Data excerpt -
- - - - - - -

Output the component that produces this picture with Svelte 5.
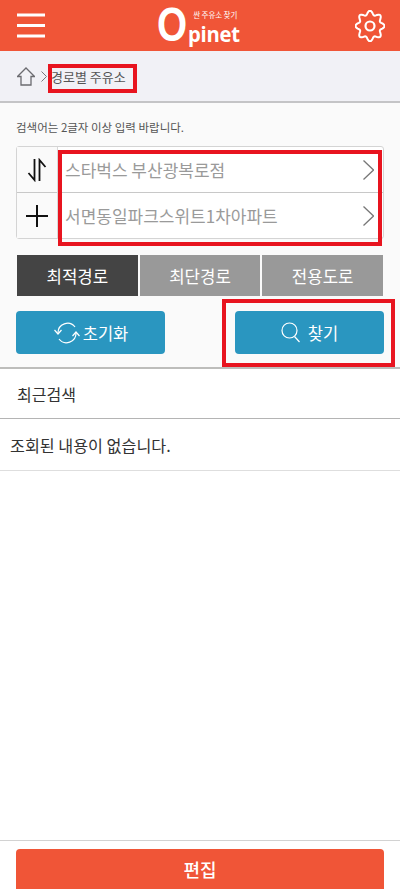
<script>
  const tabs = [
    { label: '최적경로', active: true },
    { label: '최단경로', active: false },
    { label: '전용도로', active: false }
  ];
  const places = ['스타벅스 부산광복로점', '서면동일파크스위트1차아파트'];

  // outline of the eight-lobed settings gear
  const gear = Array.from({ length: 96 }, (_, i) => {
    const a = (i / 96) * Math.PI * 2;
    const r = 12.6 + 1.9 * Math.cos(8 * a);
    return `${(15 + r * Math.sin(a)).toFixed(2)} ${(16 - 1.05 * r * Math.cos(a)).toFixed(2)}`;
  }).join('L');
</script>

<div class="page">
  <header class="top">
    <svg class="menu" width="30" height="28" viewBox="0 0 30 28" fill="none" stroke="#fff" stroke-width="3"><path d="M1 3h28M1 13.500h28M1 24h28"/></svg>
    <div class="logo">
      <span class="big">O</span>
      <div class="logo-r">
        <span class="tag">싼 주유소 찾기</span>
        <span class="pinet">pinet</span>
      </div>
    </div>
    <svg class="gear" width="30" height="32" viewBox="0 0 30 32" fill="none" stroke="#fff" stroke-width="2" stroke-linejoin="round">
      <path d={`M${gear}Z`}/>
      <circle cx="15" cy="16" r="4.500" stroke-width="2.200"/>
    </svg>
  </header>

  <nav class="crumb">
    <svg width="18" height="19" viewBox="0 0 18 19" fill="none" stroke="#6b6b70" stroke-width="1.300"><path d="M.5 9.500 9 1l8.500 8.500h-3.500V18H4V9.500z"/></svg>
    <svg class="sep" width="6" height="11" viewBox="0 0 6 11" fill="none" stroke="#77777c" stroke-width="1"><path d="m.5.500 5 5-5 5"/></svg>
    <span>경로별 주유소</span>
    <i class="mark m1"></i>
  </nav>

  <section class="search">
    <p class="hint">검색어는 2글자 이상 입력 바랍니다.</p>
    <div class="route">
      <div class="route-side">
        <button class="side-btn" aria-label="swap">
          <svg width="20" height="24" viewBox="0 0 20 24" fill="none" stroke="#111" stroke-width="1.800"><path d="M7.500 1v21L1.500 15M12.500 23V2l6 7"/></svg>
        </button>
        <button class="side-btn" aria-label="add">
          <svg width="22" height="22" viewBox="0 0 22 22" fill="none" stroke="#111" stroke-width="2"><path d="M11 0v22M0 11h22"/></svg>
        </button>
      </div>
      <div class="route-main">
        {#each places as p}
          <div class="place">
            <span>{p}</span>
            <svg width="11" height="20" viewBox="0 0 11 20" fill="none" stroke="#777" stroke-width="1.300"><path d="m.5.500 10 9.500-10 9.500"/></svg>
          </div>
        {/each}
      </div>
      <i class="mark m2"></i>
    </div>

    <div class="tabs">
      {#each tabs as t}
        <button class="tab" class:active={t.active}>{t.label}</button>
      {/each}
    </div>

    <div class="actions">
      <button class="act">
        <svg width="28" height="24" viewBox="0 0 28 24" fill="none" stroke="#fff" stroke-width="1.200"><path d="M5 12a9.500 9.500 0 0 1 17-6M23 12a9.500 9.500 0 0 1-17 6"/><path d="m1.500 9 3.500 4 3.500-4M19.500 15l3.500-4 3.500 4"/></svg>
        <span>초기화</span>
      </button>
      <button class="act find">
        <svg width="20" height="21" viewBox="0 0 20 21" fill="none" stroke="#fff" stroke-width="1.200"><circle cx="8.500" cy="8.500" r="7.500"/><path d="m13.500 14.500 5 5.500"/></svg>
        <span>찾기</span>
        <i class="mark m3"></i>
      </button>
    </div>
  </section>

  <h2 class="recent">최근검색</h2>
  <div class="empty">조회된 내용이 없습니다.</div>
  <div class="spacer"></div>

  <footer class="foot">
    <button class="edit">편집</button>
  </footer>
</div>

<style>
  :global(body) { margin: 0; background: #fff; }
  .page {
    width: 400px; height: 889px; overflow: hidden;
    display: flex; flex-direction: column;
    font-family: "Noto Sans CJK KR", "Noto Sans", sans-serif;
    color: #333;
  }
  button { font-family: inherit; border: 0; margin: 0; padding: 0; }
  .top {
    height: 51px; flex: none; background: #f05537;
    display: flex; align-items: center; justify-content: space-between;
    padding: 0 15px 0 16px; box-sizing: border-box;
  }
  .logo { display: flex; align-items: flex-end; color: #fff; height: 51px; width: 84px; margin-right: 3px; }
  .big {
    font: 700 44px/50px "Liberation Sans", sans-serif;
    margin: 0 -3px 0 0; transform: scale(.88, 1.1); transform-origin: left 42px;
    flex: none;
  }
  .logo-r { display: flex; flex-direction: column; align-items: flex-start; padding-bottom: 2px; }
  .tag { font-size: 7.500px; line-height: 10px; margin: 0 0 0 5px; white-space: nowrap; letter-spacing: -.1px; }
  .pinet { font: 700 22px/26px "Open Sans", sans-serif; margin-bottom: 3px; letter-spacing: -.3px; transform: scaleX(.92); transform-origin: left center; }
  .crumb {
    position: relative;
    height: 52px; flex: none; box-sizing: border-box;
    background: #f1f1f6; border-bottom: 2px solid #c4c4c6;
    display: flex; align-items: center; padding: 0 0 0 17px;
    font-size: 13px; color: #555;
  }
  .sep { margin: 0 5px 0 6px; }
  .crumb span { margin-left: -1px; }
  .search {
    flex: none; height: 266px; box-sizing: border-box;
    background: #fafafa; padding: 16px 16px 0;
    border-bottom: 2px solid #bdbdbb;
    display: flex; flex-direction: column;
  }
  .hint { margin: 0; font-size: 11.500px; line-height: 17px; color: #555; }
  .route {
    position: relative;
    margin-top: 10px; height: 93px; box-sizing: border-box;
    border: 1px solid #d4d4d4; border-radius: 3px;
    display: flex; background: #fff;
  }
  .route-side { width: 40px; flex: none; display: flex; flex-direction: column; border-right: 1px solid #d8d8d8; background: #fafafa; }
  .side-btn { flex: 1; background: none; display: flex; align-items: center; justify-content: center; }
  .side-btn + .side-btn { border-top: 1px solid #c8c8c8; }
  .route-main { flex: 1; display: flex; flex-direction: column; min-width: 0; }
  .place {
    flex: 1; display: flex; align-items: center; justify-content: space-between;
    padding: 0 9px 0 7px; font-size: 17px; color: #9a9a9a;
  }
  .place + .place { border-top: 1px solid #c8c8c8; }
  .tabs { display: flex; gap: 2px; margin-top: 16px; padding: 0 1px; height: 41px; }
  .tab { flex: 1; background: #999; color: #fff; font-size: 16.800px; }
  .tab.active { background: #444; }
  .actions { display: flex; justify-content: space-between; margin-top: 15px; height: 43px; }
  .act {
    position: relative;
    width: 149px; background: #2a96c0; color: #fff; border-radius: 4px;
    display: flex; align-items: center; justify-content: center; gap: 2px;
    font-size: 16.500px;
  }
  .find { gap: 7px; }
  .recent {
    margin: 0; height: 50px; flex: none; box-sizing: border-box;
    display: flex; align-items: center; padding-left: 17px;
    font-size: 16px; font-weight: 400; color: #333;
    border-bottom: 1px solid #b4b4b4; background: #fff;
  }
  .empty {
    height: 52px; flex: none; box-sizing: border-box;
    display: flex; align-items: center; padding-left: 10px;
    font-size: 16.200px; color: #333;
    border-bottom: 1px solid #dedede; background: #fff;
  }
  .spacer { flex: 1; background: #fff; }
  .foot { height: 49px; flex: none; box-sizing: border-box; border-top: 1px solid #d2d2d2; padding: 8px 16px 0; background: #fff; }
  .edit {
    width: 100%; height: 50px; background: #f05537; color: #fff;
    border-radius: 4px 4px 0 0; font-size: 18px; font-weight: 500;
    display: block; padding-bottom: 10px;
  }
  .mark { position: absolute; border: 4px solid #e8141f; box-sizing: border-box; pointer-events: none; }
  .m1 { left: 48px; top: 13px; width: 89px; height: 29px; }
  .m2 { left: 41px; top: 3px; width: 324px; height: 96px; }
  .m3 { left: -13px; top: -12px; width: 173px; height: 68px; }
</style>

- - - - - - -

Every line from the top of the material above through the line with "const places = ['스타벅스" should be duplicated exactly, please; leave out the pictures.

Answer to the task -
Output the component that produces this picture with Svelte 5.
<script>
  const tabs = [
    { label: '최적경로', active: true },
    { label: '최단경로', active: false },
    { label: '전용도로', active: false }
  ];
  const places = ['스타벅스 부산광복로점', '서면동일파크스위트1차아파트'];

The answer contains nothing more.